◆ Material for this exercise ◆
****************************************
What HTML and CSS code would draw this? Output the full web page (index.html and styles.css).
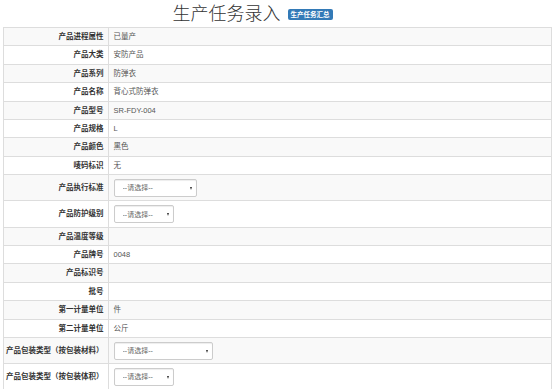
FILE: index.html
```html
<!DOCTYPE html>
<html lang="zh-CN">
  <head>
    <meta charset="UTF-8" />
    <meta name="viewport" content="width=device-width, initial-scale=1.0" />
    <title>生产任务录入</title>
    <link rel="stylesheet" href="styles.css">
  </head>
  <body>
    <div class="page">
      <div class="header">
        <h1 class="title">生产任务录入</h1>
        <a href="#" class="label-badge">生产任务汇总</a>
      </div>

      <table class="task-table">
        <tbody>
          <tr><th>产品进程属性</th><td>已量产</td></tr>
          <tr><th>产品大类</th><td>安防产品</td></tr>
          <tr><th>产品系列</th><td>防弹衣</td></tr>
          <tr><th>产品名称</th><td>背心式防弹衣</td></tr>
          <tr><th>产品型号</th><td>SR-FDY-004</td></tr>
          <tr><th>产品规格</th><td>L</td></tr>
          <tr><th>产品颜色</th><td>黑色</td></tr>
          <tr><th>唛码标识</th><td>无</td></tr>
          <tr class="form-row">
            <th>产品执行标准</th>
            <td><span class="select-box w-md"><select><option>--请选择--</option></select></span></td>
          </tr>
          <tr class="form-row">
            <th>产品防护级别</th>
            <td><span class="select-box w-sm"><select><option>--请选择--</option></select></span></td>
          </tr>
          <tr><th>产品温度等级</th><td></td></tr>
          <tr><th>产品牌号</th><td>0048</td></tr>
          <tr><th>产品标识号</th><td></td></tr>
          <tr><th>批号</th><td></td></tr>
          <tr><th>第一计量单位</th><td>件</td></tr>
          <tr><th>第二计量单位</th><td>公斤</td></tr>
          <tr class="form-row">
            <th>产品包装类型（按包装材料）</th>
            <td><span class="select-box w-lg"><select><option>--请选择--</option></select></span></td>
          </tr>
          <tr class="form-row">
            <th>产品包装类型（按包装体积）</th>
            <td><span class="select-box w-sm"><select><option>--请选择--</option></select></span></td>
          </tr>
        </tbody>
      </table>
    </div>
  </body>
</html>
```

FILE: styles.css
```css
body {
  margin: 0;
  font-family: "Liberation Sans", "Noto Sans CJK SC", sans-serif;
  color: #333;
  background: #fff;
}
.page {
  padding: 0 6px 0 3px;
}
.header {
  display: flex;
  justify-content: center;
  align-items: center;
  height: 23px;
  padding: 0 50px 4px 0;
}
.title {
  margin: 0;
  font-family: "Noto Sans CJK SC", sans-serif;
  font-size: 18px;
  font-weight: 300;
  line-height: 20px;
  color: #333;
}
.label-badge {
  display: inline-block;
  margin: 5px 0 0 7px;
  padding: 0 3px;
  height: 11px;
  line-height: 11px;
  background: #337ab7;
  color: #fff;
  font-family: "Noto Sans CJK SC", sans-serif;
  font-size: 6.5px;
  font-weight: bold;
  text-decoration: none;
  border-radius: 2px;
}
.task-table {
  width: 100%;
  border-collapse: collapse;
  border: 1px solid #ddd;
  font-size: 7.5px;
  line-height: 9.4px;
}
.task-table tr:nth-child(odd) {
  background: #f9f9f9;
}
.task-table th,
.task-table td {
  border: 1px solid #ddd;
  padding: 4px 5px;
  vertical-align: middle;
}
.task-table th {
  width: 97px;
  padding: 4px 4px 4px 2px;
  text-align: right;
  font-weight: bold;
  white-space: nowrap;
  color: #333;
}
.task-table td {
  color: #555;
}
.task-table .form-row th,
.task-table .form-row td {
  padding-top: 3.6px;
  padding-bottom: 3.6px;
}
.select-box {
  position: relative;
  display: inline-block;
  vertical-align: middle;
}
.select-box select {
  display: block;
  width: 100%;
  height: 18px;
  padding: 0 12px 0 8px;
  font-family: "Liberation Sans", "Noto Sans CJK SC", sans-serif;
  font-size: 7px;
  color: #666;
  background: #fff;
  border: 1px solid #ccc;
  border-radius: 2px;
  box-shadow: inset 0 1px 1px rgba(0, 0, 0, 0.075);
  appearance: none;
  -webkit-appearance: none;
  outline: none;
}
.select-box::after {
  content: "";
  position: absolute;
  right: 5px;
  top: 8px;
  border-left: 1.5px solid transparent;
  border-right: 1.5px solid transparent;
  border-top: 3px solid #333;
  pointer-events: none;
}
.w-sm {
  width: 60px;
}
.w-md {
  width: 83px;
}
.w-lg {
  width: 99px;
}
```
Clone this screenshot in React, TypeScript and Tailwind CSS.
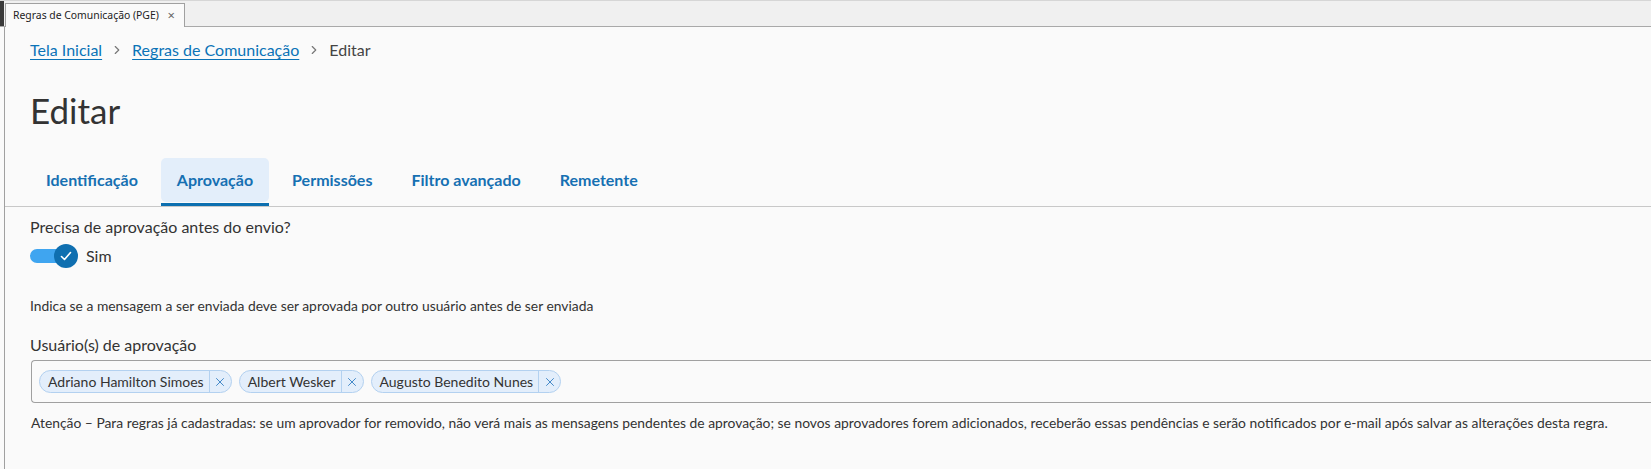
****************************************
◆ Description of the task ◆
Can the entries above be repeated exactly, without their pictures?

◆ Result of this exercise ◆
What HTML and CSS code would draw this? Output the full web page (index.html and styles.css).
FILE: index.html
```html
<!DOCTYPE html>
<html lang="zh-CN">
  <head>
    <meta charset="UTF-8" />
    <meta name="viewport" content="width=device-width, initial-scale=1.0" />
    <title>生产任务录入</title>
    <link rel="stylesheet" href="styles.css">
  </head>
  <body>
    <div class="page">
      <div class="header">
        <h1 class="title">生产任务录入</h1>
        <a href="#" class="label-badge">生产任务汇总</a>
      </div>

      <table class="task-table">
        <tbody>
          <tr><th>产品进程属性</th><td>已量产</td></tr>
          <tr><th>产品大类</th><td>安防产品</td></tr>
          <tr><th>产品系列</th><td>防弹衣</td></tr>
          <tr><th>产品名称</th><td>背心式防弹衣</td></tr>
          <tr><th>产品型号</th><td>SR-FDY-004</td></tr>
          <tr><th>产品规格</th><td>L</td></tr>
          <tr><th>产品颜色</th><td>黑色</td></tr>
          <tr><th>唛码标识</th><td>无</td></tr>
          <tr class="form-row">
            <th>产品执行标准</th>
            <td><span class="select-box w-md"><select><option>--请选择--</option></select></span></td>
          </tr>
          <tr class="form-row">
            <th>产品防护级别</th>
            <td><span class="select-box w-sm"><select><option>--请选择--</option></select></span></td>
          </tr>
          <tr><th>产品温度等级</th><td></td></tr>
          <tr><th>产品牌号</th><td>0048</td></tr>
          <tr><th>产品标识号</th><td></td></tr>
          <tr><th>批号</th><td></td></tr>
          <tr><th>第一计量单位</th><td>件</td></tr>
          <tr><th>第二计量单位</th><td>公斤</td></tr>
          <tr class="form-row">
            <th>产品包装类型（按包装材料）</th>
            <td><span class="select-box w-lg"><select><option>--请选择--</option></select></span></td>
          </tr>
          <tr class="form-row">
            <th>产品包装类型（按包装体积）</th>
            <td><span class="select-box w-sm"><select><option>--请选择--</option></select></span></td>
          </tr>
        </tbody>
      </table>
    </div>
  </body>
</html>
```

FILE: styles.css
```css
body {
  margin: 0;
  font-family: "Liberation Sans", "Noto Sans CJK SC", sans-serif;
  color: #333;
  background: #fff;
}
.page {
  padding: 0 6px 0 3px;
}
.header {
  display: flex;
  justify-content: center;
  align-items: center;
  height: 23px;
  padding: 0 50px 4px 0;
}
.title {
  margin: 0;
  font-family: "Noto Sans CJK SC", sans-serif;
  font-size: 18px;
  font-weight: 300;
  line-height: 20px;
  color: #333;
}
.label-badge {
  display: inline-block;
  margin: 5px 0 0 7px;
  padding: 0 3px;
  height: 11px;
  line-height: 11px;
  background: #337ab7;
  color: #fff;
  font-family: "Noto Sans CJK SC", sans-serif;
  font-size: 6.5px;
  font-weight: bold;
  text-decoration: none;
  border-radius: 2px;
}
.task-table {
  width: 100%;
  border-collapse: collapse;
  border: 1px solid #ddd;
  font-size: 7.5px;
  line-height: 9.4px;
}
.task-table tr:nth-child(odd) {
  background: #f9f9f9;
}
.task-table th,
.task-table td {
  border: 1px solid #ddd;
  padding: 4px 5px;
  vertical-align: middle;
}
.task-table th {
  width: 97px;
  padding: 4px 4px 4px 2px;
  text-align: right;
  font-weight: bold;
  white-space: nowrap;
  color: #333;
}
.task-table td {
  color: #555;
}
.task-table .form-row th,
.task-table .form-row td {
  padding-top: 3.6px;
  padding-bottom: 3.6px;
}
.select-box {
  position: relative;
  display: inline-block;
  vertical-align: middle;
}
.select-box select {
  display: block;
  width: 100%;
  height: 18px;
  padding: 0 12px 0 8px;
  font-family: "Liberation Sans", "Noto Sans CJK SC", sans-serif;
  font-size: 7px;
  color: #666;
  background: #fff;
  border: 1px solid #ccc;
  border-radius: 2px;
  box-shadow: inset 0 1px 1px rgba(0, 0, 0, 0.075);
  appearance: none;
  -webkit-appearance: none;
  outline: none;
}
.select-box::after {
  content: "";
  position: absolute;
  right: 5px;
  top: 8px;
  border-left: 1.5px solid transparent;
  border-right: 1.5px solid transparent;
  border-top: 3px solid #333;
  pointer-events: none;
}
.w-sm {
  width: 60px;
}
.w-md {
  width: 83px;
}
.w-lg {
  width: 99px;
}
```
Clone this screenshot in React, TypeScript and Tailwind CSS.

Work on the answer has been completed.